La rue par laquelle le Peuple se porta avec le plus d'affluence, après le feu d'artifice s'étant trouvée embarrassée par différens obstacle, & la foule étant prodigieuse, un grand nombre de personnes de tout sexe & de tout âge été étouffée.
Le nombre des morts monte à cent trente-deux, à savoir, quarante-neuf hommes ou garçons & quatre-vingt-trois femmes ou filles.
Celui des blessés est de vingt-six : ces derniers ont été portés à l’Hôtel-Dieu & à la Charité, & la plupart font annuellement hors de danger. » (2)
À Versailles, c'est la consternation: la dauphin écrit au lieutenant général de police de Sartines*: 
« J’ai appris le malheur arrivé à mon occasion ; j’en suis pénétré. On m’a apporté ce que le roi m’envoie tous les mois pour mes menus plaisirs ; je ne peux disposer que de cela, je vous l’envoie ; secourez les plus malheureux » (1) 

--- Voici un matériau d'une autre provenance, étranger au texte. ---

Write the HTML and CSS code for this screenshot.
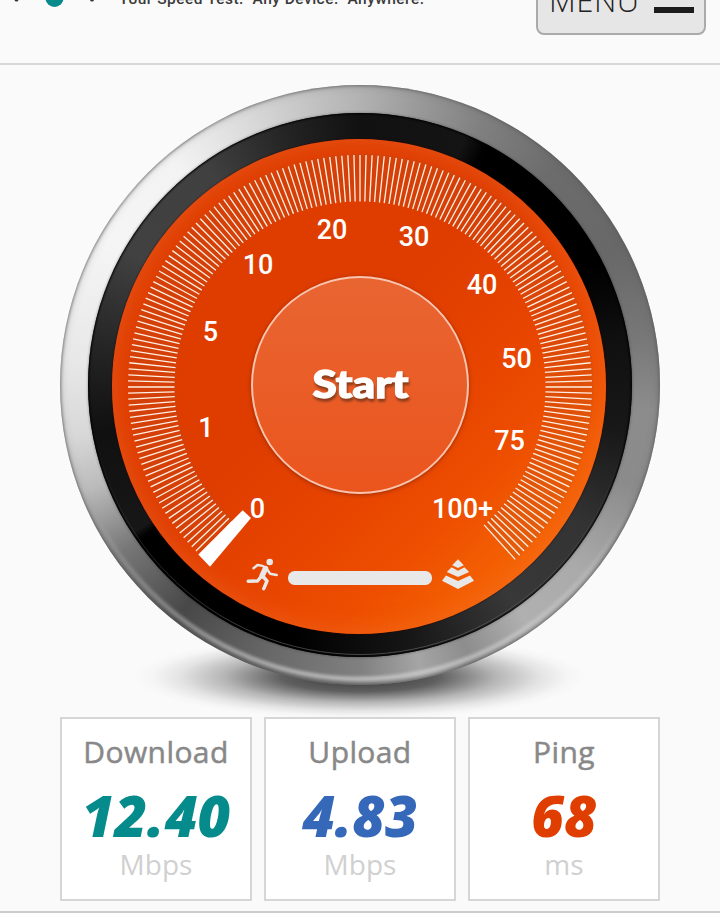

La Gazette publie elle aussi cette information:
« Ce jeune Prince, instruit des malheurs arrivés dans un jour consacré à la joie que son mariage inspire à tous les François, ayant reçu, le lendemain, les six mille livres que Sa Majesté lui a assigné par mois pour ses menus plaisirs, les a envoyées au sieur de Sartine, Lieutenant-Général de Police, à qui il a écrit de sa main, lui mandant de distribuer cette somme a ceux qui avoient le plus pressant besoin d'être secourus.
Madame la Dauphine a suivi cet exemple respectable. Le Bureau de la Ville a pris aussi les mesures les plus détaillées pour faire soigner les blessés & procurer du soulagement aux familles de ceux qui ont péri. »(2)

Il n'y eut pas de responsabilités établies, pas plus que de responsables. Mais la plupart de ces festivités étaient organisées sans réel contrôle de l'administration royale. Il est vrai que le lieutenant de police général, Antoine Raymond de Sartine passait braucoup de temps à traquer les ennemis du principal ministre, le duc de Choiseul... 
À partir de cette catastrophe, l'accord des autorités fut obligatoire. 

Hier comme aujourd'hui et sans doute, hélas, comme demain, et parce que personne ne pouvait, ne peut ou ne pourra les anticiper ou les prévoir, des événements festifs ont pu, peuvent et pourront se transformer en drames.